An essay like this could be written, I suppose, about almost any life. Each one is so particular, so unique. It hasn’t been lost on me that, at almost the same time that Valerie was being shot and killed so senselessly in her family’s living room in south Texas, across the globe in Sri Lanka several hundred people were dying in a series of Easter morning bombings, with many of the bombs targeting churchgoers celebrating the resurrection of a risen savior who had “trampled down death by death.” Surely those hundreds of lives halfway across the globe deserve to be memorialized, too, each one in particular.
But I don’t know if my little light can shine that far – far enough to illumine the darkness and the sorrow that those families half a world away must surely feel as they mourn their loved ones lost in a moment of unbelievable violence and terror. Sometimes, maybe, you have to start by shining a light on the world you can see right in front of you with your own two eyes. Maybe that was part of Valerie’s message to us, a part of her legacy that I can take up and carry on with me as I wind on down the road.

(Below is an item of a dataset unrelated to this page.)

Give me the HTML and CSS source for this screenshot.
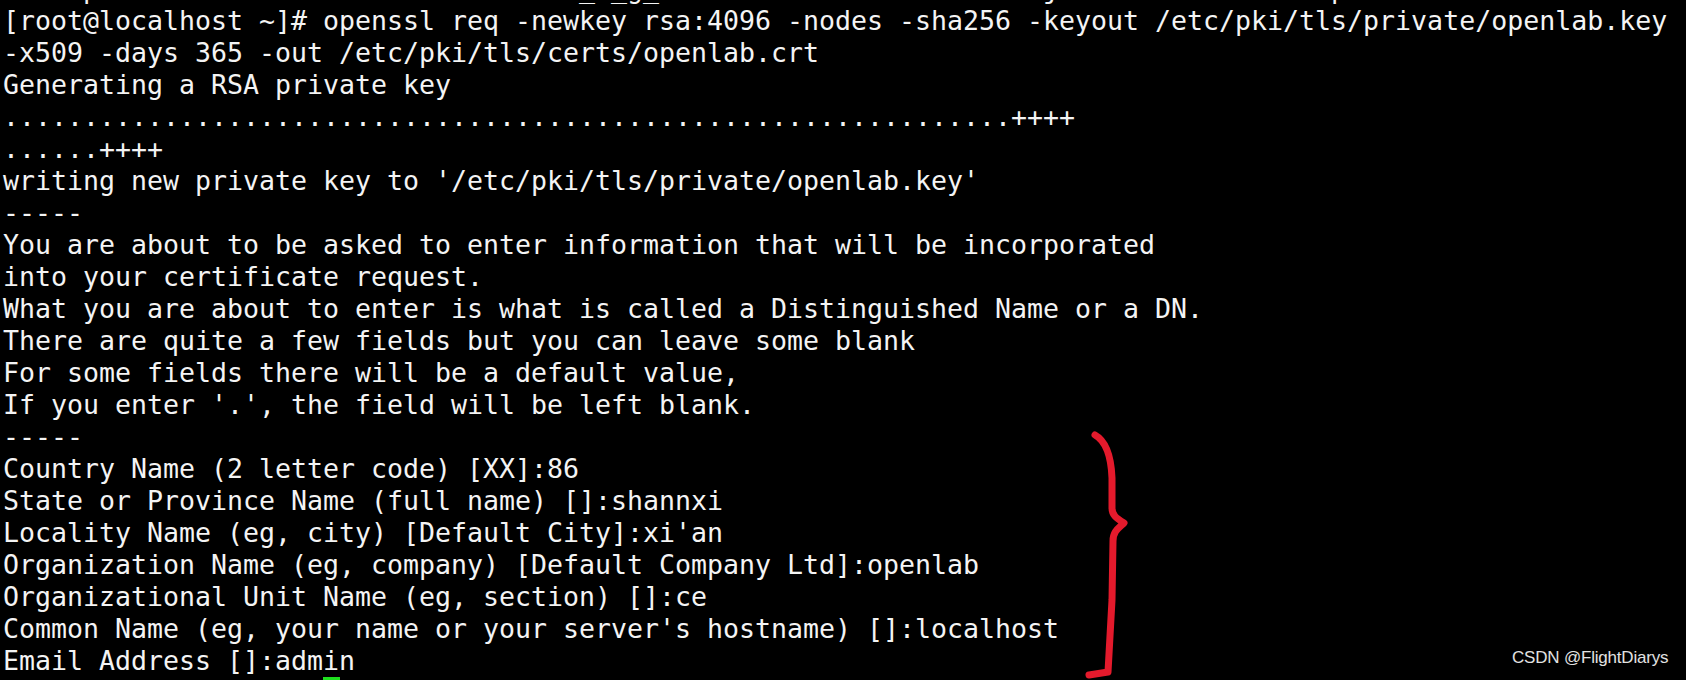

We can’t be afraid to start shining wherever we may be today, right now, this very moment, in whatever little ways we’re able. Because the alternative is to live small lives shrouded in fear, hatred, anxiety, and loneliness – which, in the end, is really no kind of living at all. But if instead we start with love and joy and practice, practice, practice, then maybe – maybe someday – our love and our light might just be big enough to reach half a world away. Or even to encompass the whole universe, to illuminate everything that is and was and will be.
Less than a week before she was killed, Valerie had put a quote on the small whiteboard by her office door. It was by Antoine de Saint Exupéry, from the opening dedication to his wonderful book “The Little Prince,” and it’s something I’ve been thinking about a lot in the days since we received the sad news. The quote reads:
All grown-ups were once children, but only a few of them remember it.
Valerie helped us remember. And for that, I’m grateful.